Был снег и дождь, — и снег с дождем, И ветер выл в трубе. От армии освобожден Я по статье 3-б. Вздымался над закатом дым, И было как пожар, Когда я шел ко всем святым И не соображал.

Вскоре после начала войны в Москве была объявлена воздушная тревога, оказавшаяся учебной. Когда Коля вместе с Ларисой Александровной шли в бомбоубежище, он по пути из прихожей захватил стоящую там тоненькую кавказскую тросточку и на вопрос, зачем берет ее, ответил: «А зачем ей пропадать?» Позже цикл стихов 41—42-го годов объединится общим заглавием «Сорок скверный год», а о себе скажет:

Я не был на фронте, Но я инвалид Отечественной войны.

Расставшись осенью 41-го года, мы встретились вновь в апреле 45-го. К этому времени они с мамой вернулись из эвакуации, где он закончил Горьковский педагогический институт, параллельно не чураясь никакой работы, включая погрузку и разгрузку барж, и успел некоторое время поработать сельским учителем, преподавая русский язык и литературу. Жили они трудно, но от растерянности 41-го года не осталось и следа. Это был уже взрослый человек, твердо следующий своему поэтическому призванию, но вынужденный добывать средства к существованию чем угодно, но только не литературой.

К этому времени относится четверостишие о пилке дров, открывшее мои записки. Тогда Москва еще дымила печными трубами, и, выглядывая в окна, москвичи по дымам определяли погоду. Дров было нужно много, а пильщики четвертый год пилили войну, поэтому спрос на мужские мускулы был немалый, и дело это — пилка-колка — при тогдашней натуроплате было в прямом смысле — хлебное. Буханка хлеба и бутылка водки были основной платежной единицей. Если за 3–4 кубометра перепиленных, расколотых и уложенных дров он получал (иногда он и один пилил) буханку хлеба и пол-литра водки, то водку можно было обменять на рынке на какой-то иной продукт, что ему, при иждивенческой карточке, было очень кстати, а если цепочку обмена удавалось продолжить, то она могла закончиться и заканчивалась обычно рабочей карточкой. Так рынок вошел не только в его быт, но и в стихи.

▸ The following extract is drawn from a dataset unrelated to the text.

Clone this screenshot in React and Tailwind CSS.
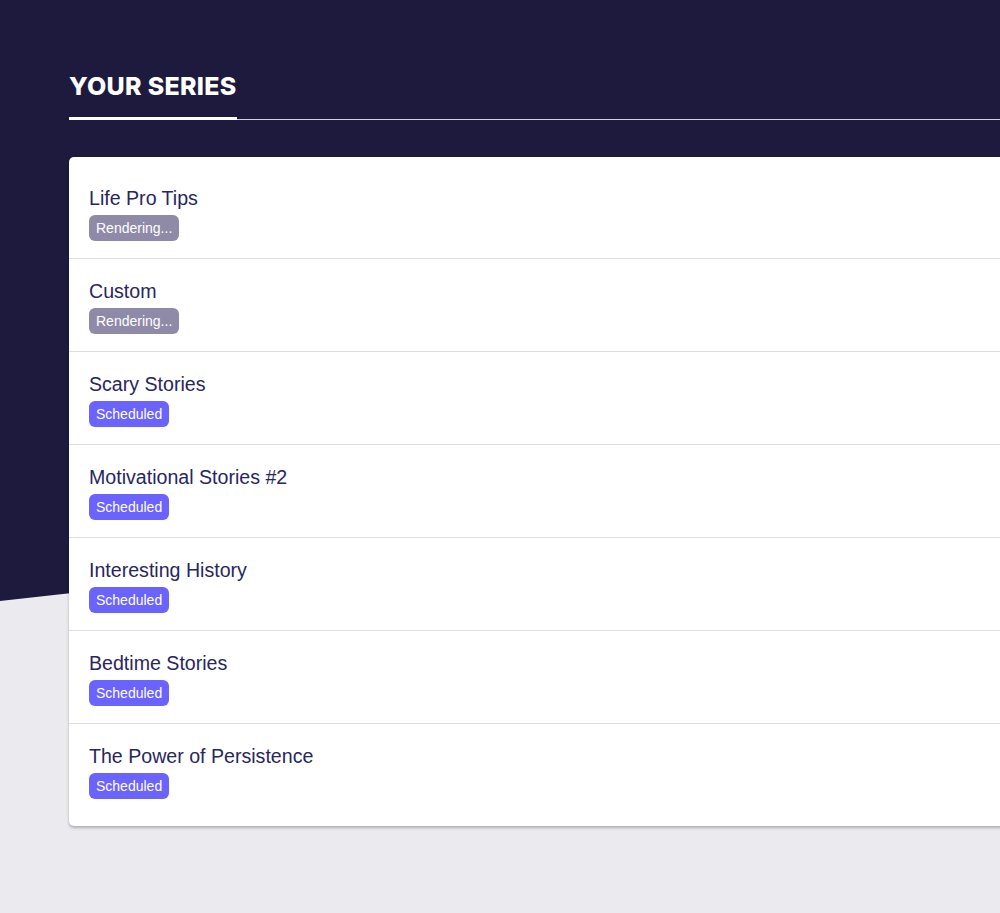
import React from "react";

const items = [
  { title: "Life Pro Tips", status: "Rendering..." },
  { title: "Custom", status: "Rendering..." },
  { title: "Scary Stories", status: "Scheduled" },
  { title: "Motivational Stories #2", status: "Scheduled" },
  { title: "Interesting History", status: "Scheduled" },
  { title: "Bedtime Stories", status: "Scheduled" },
  { title: "The Power of Persistence", status: "Scheduled" },
];

function Badge({ status }) {
  const rendering = status.startsWith("Rendering");
  return (
    <span
      className={
        "inline-flex h-[26px] items-center rounded-[6px] px-[7px] text-[14px] leading-none text-white " +
        (rendering ? "bg-[#8f8aa8]" : "bg-[#6b63fd]")
      }
    >
      {status}
    </span>
  );
}

export default function App() {
  return (
    <div className="relative min-h-[913px] w-full overflow-hidden bg-[#ebeaef] font-['Liberation_Sans',Arial,sans-serif]">
      <div className="absolute left-0 right-0 top-0 h-[601px] bg-[#1e1a3e] [clip-path:polygon(0_0,100%_0,100%_81.5%,0_100%)]" />
      <div className="relative pl-[69px] pt-[70px]">
        <div className="flex border-b border-[#d4d2e2]">
          <div className="-mb-px border-b-[3px] border-white pb-[15px]">
            <h1 className="font-['Inter',sans-serif] text-[25px] font-extrabold leading-[32px] tracking-[0.3px] text-white">
              YOUR SERIES
            </h1>
          </div>
        </div>
        <div className="mt-[37px] w-[1000px] rounded-l-[5px] bg-white pt-[9px] pb-[10px] shadow-[0_2px_3px_rgba(0,0,0,0.25)]">
          {items.map((it, i) => (
            <div
              key={it.title}
              className={
                "pl-[20px] pt-[20px] pb-[17px] " +
                (i < items.length - 1 ? "border-b border-[#dedde3]" : "")
              }
            >
              <div className="text-[19.6px] leading-[24px] text-[#28265e]">{it.title}</div>
              <div className="mt-[5px] flex">
                <Badge status={it.status} />
              </div>
            </div>
          ))}
        </div>
      </div>
    </div>
  );
}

На Тишинском океане Без руля и без кают Тихо плавают в тумане И чего-то продают…

О своей физической силе Коля сам скажет: «Я самый сильный среди интеллигентов и самый интеллигентный среди силачей». И это правда: руки длинные, при пилке дров рычаг мощнейший, напарнику за ним тяжко угнаться — чуть приустал, пилу на себя помедленнее тянешь, как он уж рвет ее у тебя из рук: у него ритм постоянный, потому напарника ему нелегко было подыскать. Из наших общих знакомых лучше всего он «спилился» со своим неизменным другом еще со школьной скамьи, тогда Женей, сегодня — Евгением Петровичем Веденским, кстати, тоже нижегородцем. Я пилил с Колей только два раза в год — свои и его дрова, вот колоть дровишки иной раз брался помогать, так как на такое пустяшное дело ему силу тратить было жалко.

Еще в довоенные годы учебы в пединституте он поступил в институтскую секцию бокса, которую вел мой старший брат, чемпион Союза по боксу в легком весе, Николай Штейн.

Историю эту мне рассказывали они оба, и в обоих случаях версия была одна и та же. На одном из первых занятий братом было предложено известное упражнение боксеров со скакалкой. С большим или меньшим успехом все приступили к этой девчоночьей забаве, один Глазков оставался сторонним наблюдателем. Наконец, он молча подошел к составленным в углу зала стульям, поставил три из них друг на друга, присел на корточки, ухватил нижний стул за основание ножки и, медленно распрямившись, поднял всю махину на гордо вытянутой руке. Постояв так какое-то время, медленно опустился, аккуратно поставил нешелохнувшуюся конструкцию на пол и, гордо обведя всех своим характерным взглядом исподлобья, жестом руки предложил повторить дивертисмент. Никто, включая моего брата, не сдвинулся с места. Глазков молча вышел из зала и никогда туда не вернулся. Закончил он свой рассказ такими словами: «Хо-хо, как я их посрамил!»